Str-Gen · 2020-10-05T18:50:05Z

I have solved it, but the process has been strange:

Conda would not let me downgrade to 0.15.0 for pyarrow due to numerous conflicts. Foremost being a requirement to downgrade python from 3.8.x to at most 3.7.x as well as being marked in conflict with most of rapids' packages and with cudatoolkit.

After another clean environment creation, now with python 3.7 (3.7.8 after install), the sample notebook manages to load the dataframe onto the GPU. The downgrade of python-3.8.5 to python-3.7.8 (and subsequently all the builds of rapids components and pyarrow for py3.7) seem to work together. Nonetheless I find it strange, because I went into the environment's source code for pyarrow and somehow even though the version of pyarrow is still 0.17.1 and thus its cuda.py file still contains the same import, it no longer crashes.

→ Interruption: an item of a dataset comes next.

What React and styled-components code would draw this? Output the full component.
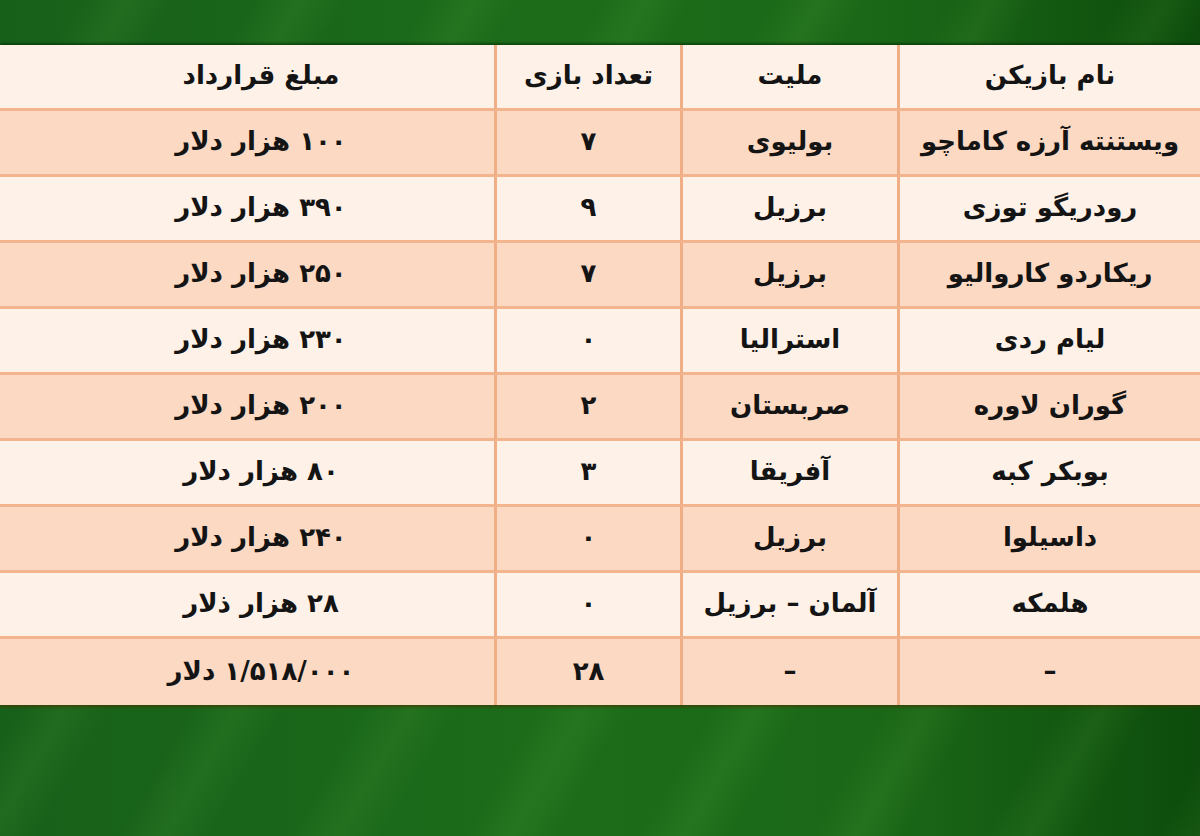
import React from 'react';
import styled, { createGlobalStyle } from 'styled-components';

const GlobalStyle = createGlobalStyle`
  html, body {
    margin: 0;
    padding: 0;
  }
  body {
    width: 1200px;
    height: 836px;
    overflow: hidden;
    font-family: "DejaVu Sans", "Noto Sans", sans-serif;
  }
`;

const Page = styled.div`
  width: 1200px;
  height: 836px;
  display: flex;
  flex-direction: column;
  padding-top: 45px;
  box-sizing: border-box;
  background:
    repeating-linear-gradient(
      120deg,
      rgba(255, 255, 255, 0) 0px,
      rgba(255, 255, 255, 0) 70px,
      rgba(130, 210, 90, 0.09) 110px,
      rgba(255, 255, 255, 0) 150px
    ),
    linear-gradient(90deg, #17601a 0%, #1c6c1a 45%, #1b6918 72%, #0d4c0c 100%);
`;

const Table = styled.div`
  display: grid;
  grid-template-columns: 303px 217px 186px 1fr;
  direction: rtl;
  background: #fdf1e8;
  box-shadow: 0 -2px 2px rgba(0, 40, 0, 0.5), 0 2px 3px rgba(70, 50, 0, 0.65);
`;

const Cell = styled.div`
  height: 66px;
  box-sizing: border-box;
  display: flex;
  align-items: center;
  justify-content: center;
  padding-bottom: 3px;
  background: ${({ $shade }) => ($shade ? '#fcd9c3' : '#fdf1e8')};
  border-bottom: ${({ $last }) => ($last ? 'none' : '3px solid #f2b58e')};
  border-left: ${({ $edge }) => ($edge ? 'none' : '3px solid #efae86')};
  padding-left: ${({ $edge }) => ($edge ? '28px' : '0')};
  color: #141414;
  font-weight: bold;
  font-size: 26px;
  white-space: nowrap;
`;

const headers = ['نام بازیکن', 'ملیت', 'تعداد بازی', 'مبلغ قرارداد'];

const rows = [
  ['ویستنته آرزه کاماچو', 'بولیوی', '۷', '۱۰۰ هزار دلار'],
  ['رودریگو توزی', 'برزیل', '۹', '۳۹۰ هزار دلار'],
  ['ریکاردو کاروالیو', 'برزیل', '۷', '۲۵۰ هزار دلار'],
  ['لیام ردی', 'استرالیا', '۰', '۲۳۰ هزار دلار'],
  ['گوران لاوره', 'صربستان', '۲', '۲۰۰ هزار دلار'],
  ['بوبکر کبه', 'آفریقا', '۳', '۸۰ هزار دلار'],
  ['داسیلوا', 'برزیل', '۰', '۲۴۰ هزار دلار'],
  ['هلمکه', 'آلمان – برزیل', '۰', '۲۸ هزار ذلار'],
  ['–', '–', '۲۸', '۱/۵۱۸/۰۰۰ دلار'],
];

export default function App() {
  const all = [headers, ...rows];
  return (
    <>
      <GlobalStyle />
      <Page>
        <Table>
          {all.map((row, r) =>
            row.map((text, c) => (
              <Cell
                key={`${r}-${c}`}
                $shade={r % 2 === 1}
                $last={r === all.length - 1}
                $edge={c === 3}
              >
                {text}
              </Cell>
            ))
          )}
        </Table>
      </Page>
    </>
  );
}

from pyarrow._cuda import (Context, IpcMemHandle, CudaBuffer,
                           HostBuffer, BufferReader, BufferWriter,
                           new_host_buffer,
                           serialize_record_batch, read_message,
                           read_record_batch)

Final environment:

Still pyarrow 0.17.1, 0.15.0 for rapids libraries (cudf etc.) and still version 11.0.221 of cudatoolkit (I did not include this in the initial post, but it was). Just python 3.8.5 to 3.7.8.

Name Version Build Channel
pyarrow 0.17.1 py37h1234567_11_cuda conda-forge

Name Version Build Channel
cudf 0.15.0 cuda_11.0_py37_g71cb8c0e0_0 rapidsai
cudf_kafka 0.15.0 py37_g71cb8c0e0_0 rapidsai
dask-cudf 0.15.0 py37_g71cb8c0e0_0 rapidsai
libcudf 0.15.0 cuda11.0_g71cb8c0e0_0 rapidsai
libcudf_kafka 0.15.0 g71cb8c0e0_0 rapidsai

Name Version Build Channel
cudatoolkit 11.0.221 h6bb024c_0 nvidia
dask-cuda 0.15.0 py37_0 rapidsai

Name Version Build Channel
python 3.7.8 h6f2ec95_1_cpython conda-forge

Conclusion: it works (for now) and I can't pinpoint exactly what changed to make it work, which is frustrating.

Additional context of the downgrade attempt
Uninstalling just pyarrow with a forced uninstall (because a regular uninstall would have taken 50+ other packages with it in dependencies), followed by an attempt to install with:
conda install -c conda-forge pyarrow=0.15.0 leads to this output

Collecting package metadata (current_repodata.json): done
Solving environment: failed with initial frozen solve. Retrying with flexible solve.
Collecting package metadata (repodata.json): done
Solving environment: failed with initial frozen solve. Retrying with flexible solve.
Solving environment: /
Found conflicts! Looking for incompatible packages.
This can take several minutes. Press CTRL-C to abort.
failed

UnsatisfiableError: The following specifications were found
to be incompatible with the existing python installation in your environment:

Specifications:

pyarrow=0.15.0 -> python[version='>=2.7,<2.8.0a0|>=3.7,<3.8.0a0|>=3.6,<3.7.0a0']

Your python: python=3.8

If python is on the left-most side of the chain, that's the version you've asked for.
When python appears to the right, that indicates that the thing on the left is somehow
not available for the python version you are constrained to. Note that conda will not
change your python version to a different minor version unless you explicitly specify
that.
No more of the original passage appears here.